I was exploring network packets with termshark on macOS 15.6 (Apple M4), prompting Claude to provide me some interesting queries that can I apply on the packet capture stream to learn some fascinating concepts. On filtering the packet stream with the query dns.qry.name contains ".com", I was able to filter DNS packets with queries for domain names containing .com in them.

termshark provides a drill-down view of each packet, revealing protocols used at each layer of TCP/IP or OSI model during the packet transfer. The following protocols are used:

  1. DNS (Domain Name System) at application-layer (layer 7) defines queries, answers, and their properties
  2. UDP (User Datagram Protocol) at transport-layer (layer 4) defines parameters for end-to-end delivery of the payload
  3. IP (Internet Protocol) at networking-layer (layer 3) defines addressing and routing information
  4. Ethernet at the data-link and physical-layer (layer 1 and 2) is the closest to the physical medium

As I use Wi-Fi (WLAN) to connect my Mac to the router for an internet connection, I was expecting an IEEE 802.11 frame in the view above.
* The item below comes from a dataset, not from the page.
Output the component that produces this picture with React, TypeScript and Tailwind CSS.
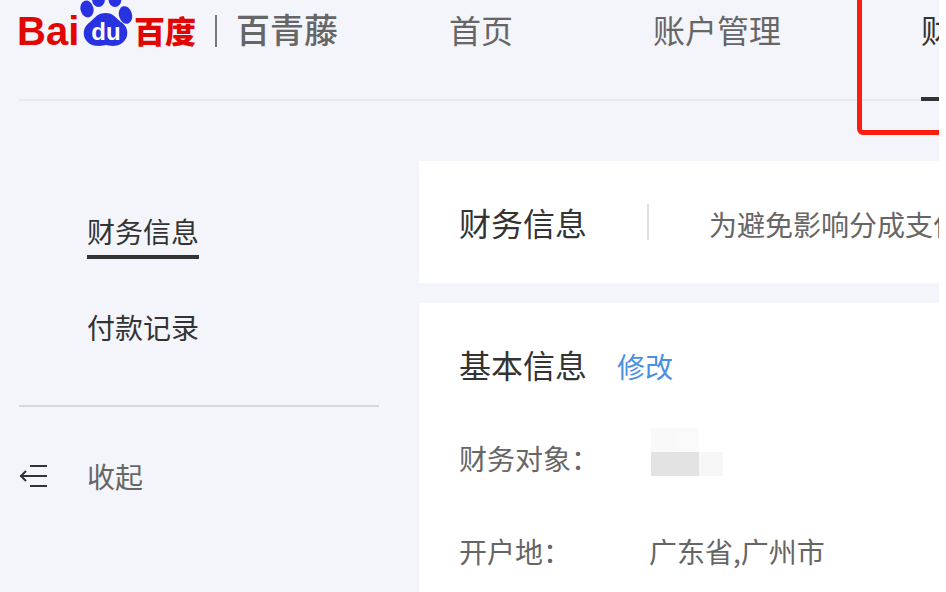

Ethernet is for wired connections and I was not expecting it in the DNS packet drill-down.

As it turns out, the Wi-Fi network driver does use the IEEE 802.11 protocol to transfer bits across the medium i.e. from my Mac to the router wirelessly. When the network driver passes the data to the operating-system, it converts them to Ethernet frames. Wireshark or termshark operate at the same abstraction level as that of the OS, and hence they view only Ethernet frames even if the underlying data was transferred with IEEE 802.11.

As Wi-Fi (WLAN, wireless LAN) was introduced after Ethernet, the network driver for Wi-Fi had to perform this frame conversion to avoid modifications in the operating system code necessary to understand IEEE 802.11 frames. This also made the network driver compatible with many other operating systems as there was no need to write additional code for parsing IEEE 802.11 payloads.